Draft Privacy Shield is problematic for another reason as
well: it puts together the regulative framework for commercial transactions
with the regulation for law enforcement access to private sector data. These
are, however, different issues and they should be dealt with separately. It is
important to encourage and facilitate transborder trade, thus flexible
mechanisms allowing for undertakings self-compliance with data protection
principles should continue to apply. But, the challenges of online surveillance
on fundamental rights are too serious to be covered by the same regime and some
‘assurances’ that essentially describe the current US law. Two solutions could
possibly deal with this problem: Either the US adheres to the Council of Europe
Convention No. 108 and abandons the distinction between US and EU citizens
regarding rights to redress or a transatlantic privacy and data protection
framework that ensures a high level of protection of fundamental rights and the
transparency and accountability of transnational counter-terrorism operations
(the so-called ‘umbrella agreement’) is adopted.
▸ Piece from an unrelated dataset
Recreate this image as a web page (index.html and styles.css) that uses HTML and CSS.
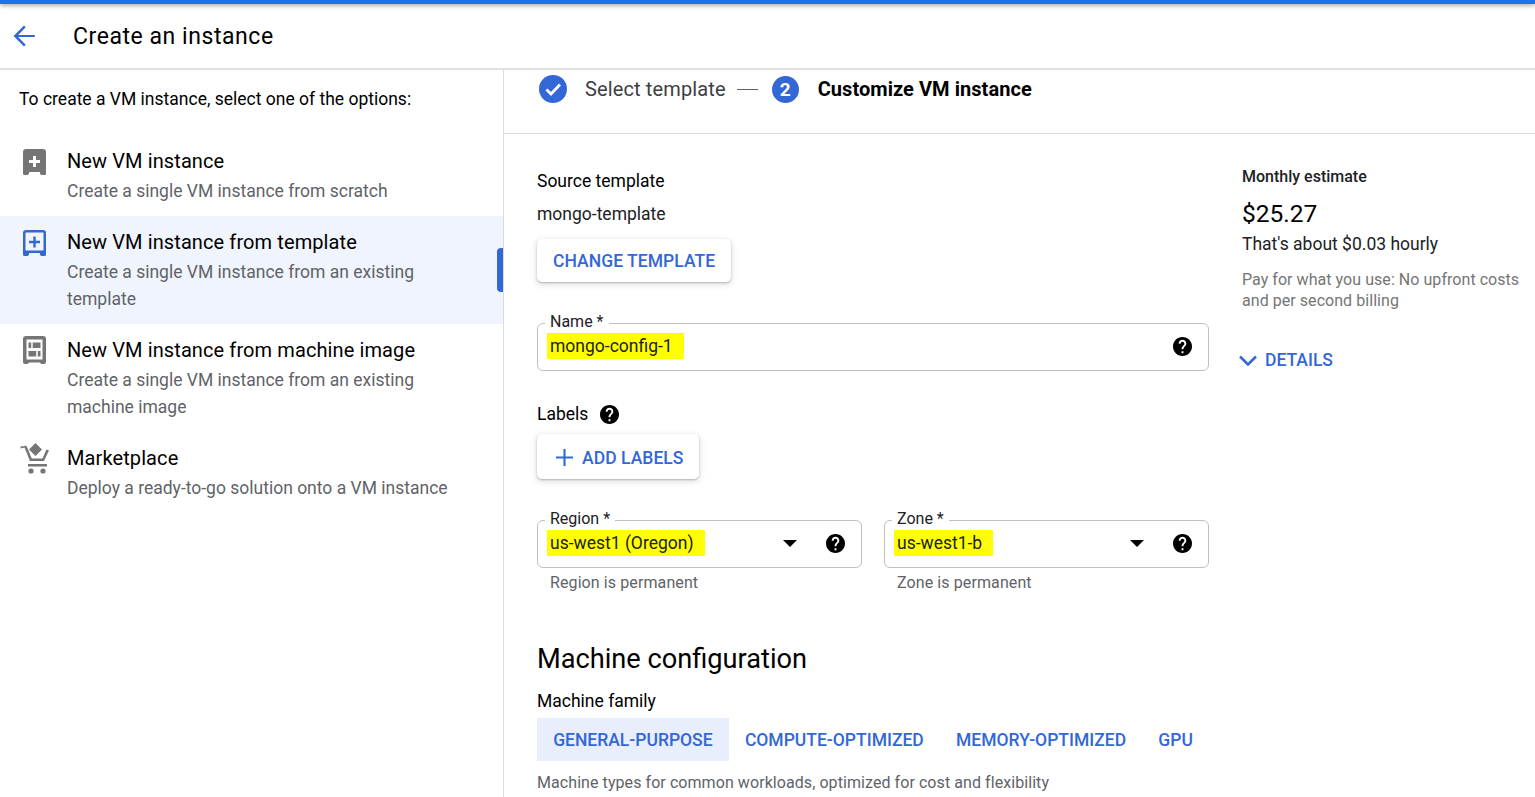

Regrettably, the
current form of the umbrella agreement
is very problematic as to its compatibility with EU data protection
standards- or even human rights standards in general, and, therefore, does not
seem to provide an effective solution to the issue.
A recently leaked
document reveals that the Article 29
Working Party has difficulties in reaching an overall conclusion on the Commission’s
draft adequacy decision and supports the view that Privacy Shield does not
fully comply with the essential
guarantees for the transfer of personal
data from the EU to the US for intelligence activities.
Should the Commission nevertheless decide to proceed with
the current draft, it is highly possible that the CJEU will be called in the
future to judge the adequacy of Privacy Shield in a Schrems 2 line of cases.